Delivering toys to all the good little girls and boys is a big job, and at one time (and still in some places) St. Nick had friends to help out. In the Netherlands, St. Nick has Zwarte Piet (Black Pete), a type of servant who hands out pranks as well as candy. In Austria, a far more terrifying figure keeps the children on the nice list: His cloven-footed friend Krampus is armed with a bundle of birch sticks for beating and a large sack for snatching naughty children and hauling them back to Hell.

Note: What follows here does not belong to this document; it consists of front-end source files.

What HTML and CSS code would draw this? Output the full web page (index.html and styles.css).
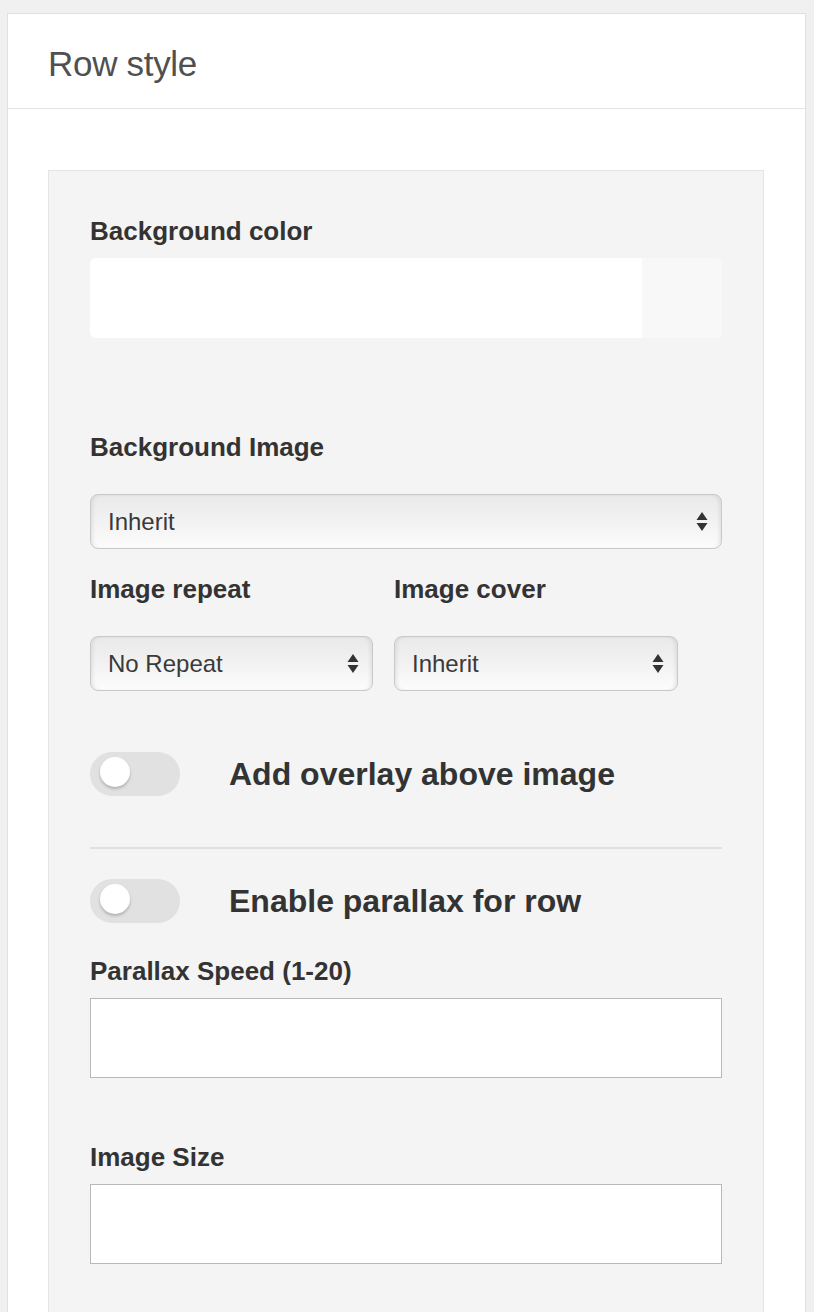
FILE: index.html
```html
<!DOCTYPE html>
<html>
<head>
<meta charset="utf-8">
<title>Row style</title>
<link rel="stylesheet" href="styles.css">
</head>
<body>
<div class="card">
  <div class="card-header">Row style</div>
  <div class="card-body">
    <div class="panel">
      <div class="label">Background color</div>
      <div class="color-input">
        <div class="color-text"></div>
        <div class="color-swatch"></div>
      </div>

      <div class="label label-image">Background Image</div>
      <div class="select select-first">
        <span class="select-text">Inherit</span>
        <svg class="arrows" width="12" height="20" viewBox="0 0 12 20"><path d="M6 0 L11.5 8 L0.5 8 Z M0.5 11 L11.5 11 L6 19 Z" fill="#333"/></svg>
      </div>

      <div class="two-col">
        <div class="col">
          <div class="label">Image repeat</div>
          <div class="select select-col">
            <span class="select-text">No Repeat</span>
            <svg class="arrows" width="12" height="20" viewBox="0 0 12 20"><path d="M6 0 L11.5 8 L0.5 8 Z M0.5 11 L11.5 11 L6 19 Z" fill="#333"/></svg>
          </div>
        </div>
        <div class="col">
          <div class="label">Image cover</div>
          <div class="select select-col">
            <span class="select-text">Inherit</span>
            <svg class="arrows" width="12" height="20" viewBox="0 0 12 20"><path d="M6 0 L11.5 8 L0.5 8 Z M0.5 11 L11.5 11 L6 19 Z" fill="#333"/></svg>
          </div>
        </div>
      </div>

      <div class="toggle-row toggle-overlay">
        <div class="toggle"><div class="knob"></div></div>
        <div class="toggle-label">Add overlay above image</div>
      </div>

      <div class="divider"></div>

      <div class="toggle-row toggle-parallax">
        <div class="toggle"><div class="knob"></div></div>
        <div class="toggle-label">Enable parallax for row</div>
      </div>

      <div class="label label-speed">Parallax Speed (1-20)</div>
      <div class="text-input"></div>

      <div class="label label-size">Image Size</div>
      <div class="text-input"></div>
    </div>
  </div>
</div>
</body>
</html>
```

FILE: styles.css
```css
html, body {
  margin: 0;
  padding: 0;
  background: #f0f0f0;
  font-family: "Liberation Sans", Arial, Helvetica, sans-serif;
  color: #333;
}

.card {
  margin: 13px 0 0 7px;
  width: 797px;
  background: #fff;
  border: 1px solid #e0e0e0;
  border-bottom: none;
  min-height: 1400px;
}

.card-header {
  height: 95px;
  box-sizing: border-box;
  padding: 6px 0 0 40px;
  display: flex;
  align-items: center;
  font-size: 35px;
  color: #505050;
  border-bottom: 1px solid #e4e4e4;
  letter-spacing: -0.3px;
}

.card-body {
  padding: 61px 41px 0 40px;
}

.panel {
  background: #f4f4f4;
  border: 1px solid #e4e4e4;
  padding: 42px 41px 200px 41px;
}

.label {
  font-size: 26px;
  font-weight: bold;
  line-height: 36px;
  color: #333;
}

.color-input {
  margin-top: 9px;
  height: 80px;
  display: flex;
  border-radius: 6px;
  overflow: hidden;
}

.color-text {
  flex: 1;
  background: #fff;
}

.color-swatch {
  width: 80px;
  background: #f8f8f8;
}

.label-image {
  margin-top: 91px;
}

.select {
  box-sizing: border-box;
  height: 55px;
  margin-top: 29px;
  border: 1px solid #c9c9c9;
  border-radius: 8px;
  background: linear-gradient(#e9e9e9 0%, #f1f1f1 45%, #fcfcfc 100%);
  box-shadow: inset 3px 0 4px -2px rgba(0,0,0,0.12), inset -3px 0 4px -2px rgba(0,0,0,0.12), inset 0 -2px 3px rgba(255,255,255,0.9);
  display: flex;
  align-items: center;
  justify-content: space-between;
  padding: 0 13px 0 17px;
}

.select-text {
  font-size: 24px;
  color: #3a3a3a;
}

.arrows {
  display: block;
}

.two-col {
  display: grid;
  grid-template-columns: 283px 284px;
  column-gap: 21px;
  margin-top: 22px;
}

.toggle-row {
  display: flex;
  align-items: center;
  gap: 49px;
}

.toggle-overlay {
  margin-top: 61px;
}

.toggle-parallax {
  margin-top: 30px;
}

.toggle {
  position: relative;
  width: 90px;
  height: 44px;
  border-radius: 22px;
  background: #e1e1e1;
  flex-shrink: 0;
}

.knob {
  position: absolute;
  left: 10px;
  top: 5px;
  width: 30px;
  height: 30px;
  border-radius: 50%;
  background: #fff;
  box-shadow: 0 2px 3px rgba(0,0,0,0.22);
}

.toggle-label {
  font-size: 32px;
  font-weight: bold;
  color: #333;
  line-height: 44px;
}

.divider {
  margin-top: 51px;
  height: 2px;
  background: #e0e0e0;
}

.label-speed {
  margin-top: 30px;
}

.text-input {
  margin-top: 9px;
  box-sizing: border-box;
  height: 80px;
  background: #fff;
  border: 1px solid #b9b9b9;
}

.label-size {
  margin-top: 61px;
}
```
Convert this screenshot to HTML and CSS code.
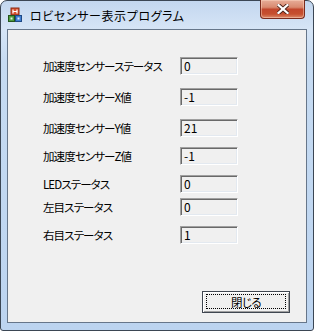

Reindeers pull the sleigh.
Fact: Reindeers don’t fly. So why not a flock of eagles to pull Santa’s sleigh? There are some far-out theories for this one, including one that posits Siberian shamans used magic mushrooms to hallucinate with the beasts. But the more widely accepted tale of how we got to Dasher and Dancer and Prancer and the rest lies with the Norse god Odin (an early influence for our beloved Santa) who delivered gifts while atop a flying, eight-legged, white horse named Sleipnir.
Elves make the toys.
Elves have been associated with Christmas for some time – Santa himself was described as one in 1822—but the hardworking little guys we think of today didn’t show up until an 1857 poem in Harper’s Weekly told the tale of Santa’s workshop:
In his house upon the top of a hill,
And almost out of sight,
He keeps a great many elves at work,
All working with all their might,
To make a million of pretty things,
Cakes, sugar-plums, and toys,
To fill the stockings, hung up you know
By the little girls and boys.
Elves in other countries aren’t so helpful. In Greece, they sneak into homes to scare children, and in Scandinavia, the gnomes play pranks.
Santa loves milk and cookies.
Come on kids, get creative. Santa snacks on rice pudding in Denmark, sponge cake in Chile, Kulkuls in India, and mince pies in the U.K. The Brits also leave Santa a sherry, because hey, it’s going to be a long night.